EXERCISE DIRECTIONS: From the listing below, extract each line containing the string "React".

SUPPLIED DATA:
begin
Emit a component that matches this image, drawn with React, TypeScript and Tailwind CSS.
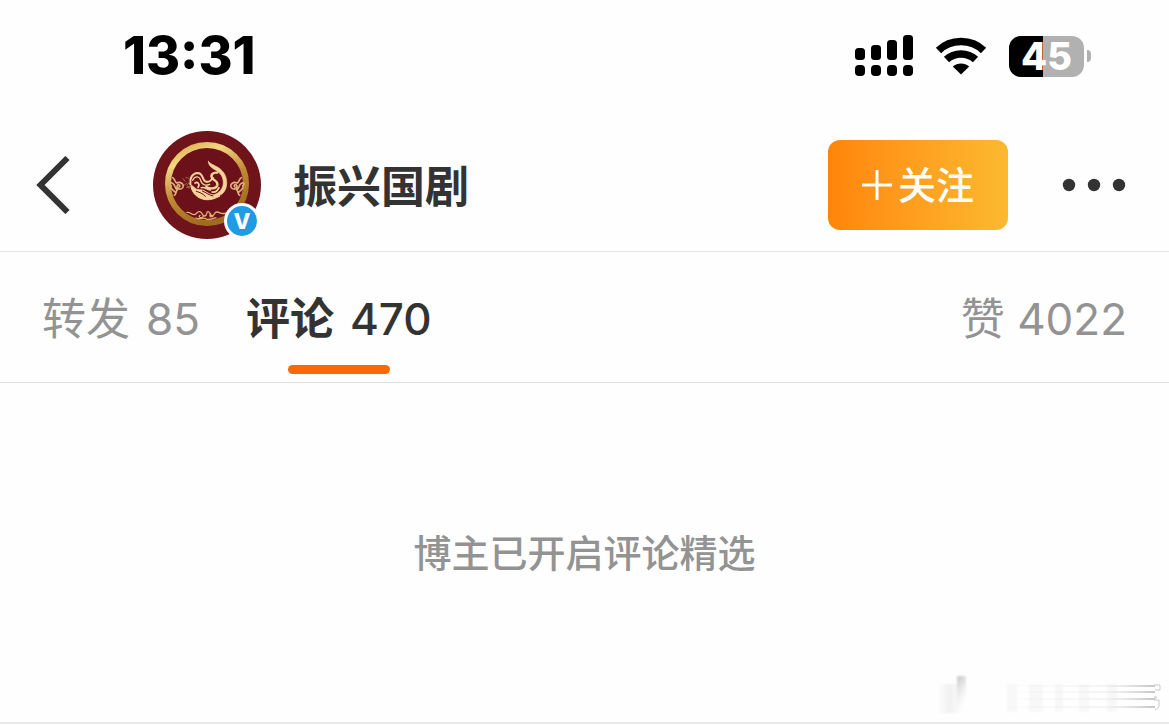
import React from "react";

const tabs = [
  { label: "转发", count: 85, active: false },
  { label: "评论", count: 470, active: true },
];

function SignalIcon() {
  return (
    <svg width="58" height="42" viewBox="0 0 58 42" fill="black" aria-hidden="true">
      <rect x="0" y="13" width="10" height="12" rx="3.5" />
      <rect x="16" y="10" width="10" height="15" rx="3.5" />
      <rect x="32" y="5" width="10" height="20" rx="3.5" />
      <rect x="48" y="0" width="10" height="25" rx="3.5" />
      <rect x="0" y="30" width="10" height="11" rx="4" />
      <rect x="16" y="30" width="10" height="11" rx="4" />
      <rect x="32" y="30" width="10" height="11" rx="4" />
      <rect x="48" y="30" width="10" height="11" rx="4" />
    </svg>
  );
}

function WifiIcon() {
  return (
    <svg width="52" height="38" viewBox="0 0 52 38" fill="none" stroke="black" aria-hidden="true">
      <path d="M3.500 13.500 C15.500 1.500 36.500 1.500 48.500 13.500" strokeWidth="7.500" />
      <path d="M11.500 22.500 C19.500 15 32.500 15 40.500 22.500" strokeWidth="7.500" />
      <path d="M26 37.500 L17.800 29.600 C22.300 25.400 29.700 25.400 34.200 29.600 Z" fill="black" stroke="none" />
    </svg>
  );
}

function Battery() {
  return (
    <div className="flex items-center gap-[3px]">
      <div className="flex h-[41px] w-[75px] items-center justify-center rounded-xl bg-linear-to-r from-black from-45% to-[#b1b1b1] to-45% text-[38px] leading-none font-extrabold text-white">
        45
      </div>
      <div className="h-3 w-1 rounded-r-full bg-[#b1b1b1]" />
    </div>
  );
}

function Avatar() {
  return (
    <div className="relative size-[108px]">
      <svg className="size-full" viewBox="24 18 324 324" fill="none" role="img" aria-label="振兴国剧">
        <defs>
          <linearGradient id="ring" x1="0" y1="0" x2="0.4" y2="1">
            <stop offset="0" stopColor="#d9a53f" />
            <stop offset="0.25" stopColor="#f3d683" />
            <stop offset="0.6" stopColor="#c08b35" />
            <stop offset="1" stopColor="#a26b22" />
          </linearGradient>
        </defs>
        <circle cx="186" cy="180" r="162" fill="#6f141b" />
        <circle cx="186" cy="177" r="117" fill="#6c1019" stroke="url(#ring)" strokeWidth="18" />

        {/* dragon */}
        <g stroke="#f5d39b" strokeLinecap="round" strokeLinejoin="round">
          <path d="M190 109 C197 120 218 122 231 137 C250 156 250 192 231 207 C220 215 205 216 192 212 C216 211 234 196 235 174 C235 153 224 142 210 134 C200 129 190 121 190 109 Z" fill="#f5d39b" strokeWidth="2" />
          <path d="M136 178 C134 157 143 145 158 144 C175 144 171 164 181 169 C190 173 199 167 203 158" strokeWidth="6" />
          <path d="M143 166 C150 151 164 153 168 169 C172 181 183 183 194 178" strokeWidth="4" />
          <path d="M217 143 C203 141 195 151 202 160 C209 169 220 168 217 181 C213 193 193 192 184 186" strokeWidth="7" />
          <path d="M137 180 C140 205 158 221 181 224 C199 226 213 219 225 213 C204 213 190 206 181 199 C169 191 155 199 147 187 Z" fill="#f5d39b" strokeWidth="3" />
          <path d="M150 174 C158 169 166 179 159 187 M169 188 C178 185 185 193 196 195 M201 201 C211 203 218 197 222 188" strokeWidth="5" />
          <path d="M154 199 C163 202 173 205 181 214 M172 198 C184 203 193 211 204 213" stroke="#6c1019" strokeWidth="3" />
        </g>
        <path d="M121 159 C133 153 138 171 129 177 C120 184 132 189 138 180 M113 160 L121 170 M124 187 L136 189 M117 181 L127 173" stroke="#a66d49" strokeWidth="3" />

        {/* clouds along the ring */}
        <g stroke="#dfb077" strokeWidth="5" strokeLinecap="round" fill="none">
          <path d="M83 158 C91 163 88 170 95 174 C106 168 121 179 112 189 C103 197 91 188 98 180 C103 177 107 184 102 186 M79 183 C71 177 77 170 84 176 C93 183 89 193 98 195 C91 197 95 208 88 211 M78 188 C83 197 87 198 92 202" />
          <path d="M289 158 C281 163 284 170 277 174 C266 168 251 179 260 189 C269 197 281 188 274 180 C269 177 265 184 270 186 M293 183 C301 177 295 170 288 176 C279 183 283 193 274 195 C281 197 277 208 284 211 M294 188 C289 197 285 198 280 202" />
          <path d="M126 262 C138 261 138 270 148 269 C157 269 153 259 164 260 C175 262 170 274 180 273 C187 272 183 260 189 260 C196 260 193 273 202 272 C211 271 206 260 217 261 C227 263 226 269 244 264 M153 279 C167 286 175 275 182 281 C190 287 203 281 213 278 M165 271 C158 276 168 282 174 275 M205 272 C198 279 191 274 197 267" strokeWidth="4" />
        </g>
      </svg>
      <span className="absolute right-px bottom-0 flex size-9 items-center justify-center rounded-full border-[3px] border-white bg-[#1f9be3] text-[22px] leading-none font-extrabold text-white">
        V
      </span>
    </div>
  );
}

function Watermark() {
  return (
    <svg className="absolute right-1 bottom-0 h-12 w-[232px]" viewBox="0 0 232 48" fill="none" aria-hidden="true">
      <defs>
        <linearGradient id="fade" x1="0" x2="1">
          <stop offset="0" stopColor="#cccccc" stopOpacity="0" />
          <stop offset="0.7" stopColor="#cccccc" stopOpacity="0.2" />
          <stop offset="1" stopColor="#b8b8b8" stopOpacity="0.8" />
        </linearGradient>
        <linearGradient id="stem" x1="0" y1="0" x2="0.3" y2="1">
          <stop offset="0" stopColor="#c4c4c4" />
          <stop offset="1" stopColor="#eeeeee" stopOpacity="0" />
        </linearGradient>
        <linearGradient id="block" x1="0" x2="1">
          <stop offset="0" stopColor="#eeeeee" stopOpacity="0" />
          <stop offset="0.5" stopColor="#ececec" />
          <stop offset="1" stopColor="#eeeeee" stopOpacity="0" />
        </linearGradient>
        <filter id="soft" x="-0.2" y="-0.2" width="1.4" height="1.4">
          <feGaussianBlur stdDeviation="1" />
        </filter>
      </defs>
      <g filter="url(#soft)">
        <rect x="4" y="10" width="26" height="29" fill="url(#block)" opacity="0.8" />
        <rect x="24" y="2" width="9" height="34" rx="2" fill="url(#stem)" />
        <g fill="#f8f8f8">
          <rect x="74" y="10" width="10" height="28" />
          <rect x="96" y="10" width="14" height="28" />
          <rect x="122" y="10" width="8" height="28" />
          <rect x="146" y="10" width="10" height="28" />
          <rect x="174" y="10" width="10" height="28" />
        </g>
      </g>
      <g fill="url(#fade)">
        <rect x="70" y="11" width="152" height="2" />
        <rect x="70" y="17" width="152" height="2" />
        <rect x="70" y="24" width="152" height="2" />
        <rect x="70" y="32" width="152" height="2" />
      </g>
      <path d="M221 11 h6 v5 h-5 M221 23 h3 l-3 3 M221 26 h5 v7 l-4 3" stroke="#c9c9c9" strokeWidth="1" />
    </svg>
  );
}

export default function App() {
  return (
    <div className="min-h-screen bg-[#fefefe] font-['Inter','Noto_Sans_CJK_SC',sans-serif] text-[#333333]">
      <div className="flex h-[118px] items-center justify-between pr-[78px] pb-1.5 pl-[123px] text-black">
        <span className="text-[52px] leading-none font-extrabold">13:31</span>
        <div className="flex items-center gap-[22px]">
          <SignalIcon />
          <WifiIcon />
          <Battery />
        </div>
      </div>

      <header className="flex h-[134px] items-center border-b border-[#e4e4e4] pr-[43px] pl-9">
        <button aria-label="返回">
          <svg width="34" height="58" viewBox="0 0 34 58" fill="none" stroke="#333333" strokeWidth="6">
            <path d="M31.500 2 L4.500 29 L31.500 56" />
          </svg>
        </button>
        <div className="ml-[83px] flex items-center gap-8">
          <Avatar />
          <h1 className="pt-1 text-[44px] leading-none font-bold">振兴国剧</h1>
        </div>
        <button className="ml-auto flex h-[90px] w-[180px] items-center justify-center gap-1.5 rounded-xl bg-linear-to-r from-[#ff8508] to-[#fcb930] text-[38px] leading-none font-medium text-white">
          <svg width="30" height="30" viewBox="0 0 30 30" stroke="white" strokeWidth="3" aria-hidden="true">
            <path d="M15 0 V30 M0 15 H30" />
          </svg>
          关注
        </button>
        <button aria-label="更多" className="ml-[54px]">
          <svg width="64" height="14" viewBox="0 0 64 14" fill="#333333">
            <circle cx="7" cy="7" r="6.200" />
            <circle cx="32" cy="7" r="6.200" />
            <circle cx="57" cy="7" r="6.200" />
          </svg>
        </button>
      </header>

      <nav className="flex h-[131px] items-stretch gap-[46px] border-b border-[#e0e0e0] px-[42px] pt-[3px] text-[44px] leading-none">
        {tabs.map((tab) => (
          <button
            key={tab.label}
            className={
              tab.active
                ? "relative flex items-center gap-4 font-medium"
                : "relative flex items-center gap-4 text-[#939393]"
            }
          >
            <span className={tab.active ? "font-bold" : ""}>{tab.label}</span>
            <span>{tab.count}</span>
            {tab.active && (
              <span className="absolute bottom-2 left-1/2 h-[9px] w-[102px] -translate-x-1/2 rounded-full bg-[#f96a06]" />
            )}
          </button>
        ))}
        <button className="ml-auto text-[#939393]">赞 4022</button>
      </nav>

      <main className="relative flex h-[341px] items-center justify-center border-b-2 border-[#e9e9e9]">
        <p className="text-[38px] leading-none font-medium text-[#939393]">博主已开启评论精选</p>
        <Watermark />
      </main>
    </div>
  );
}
end
TASK OUTPUT:
Emit a component that matches this image, drawn with React, TypeScript and Tailwind CSS.
import React from "react";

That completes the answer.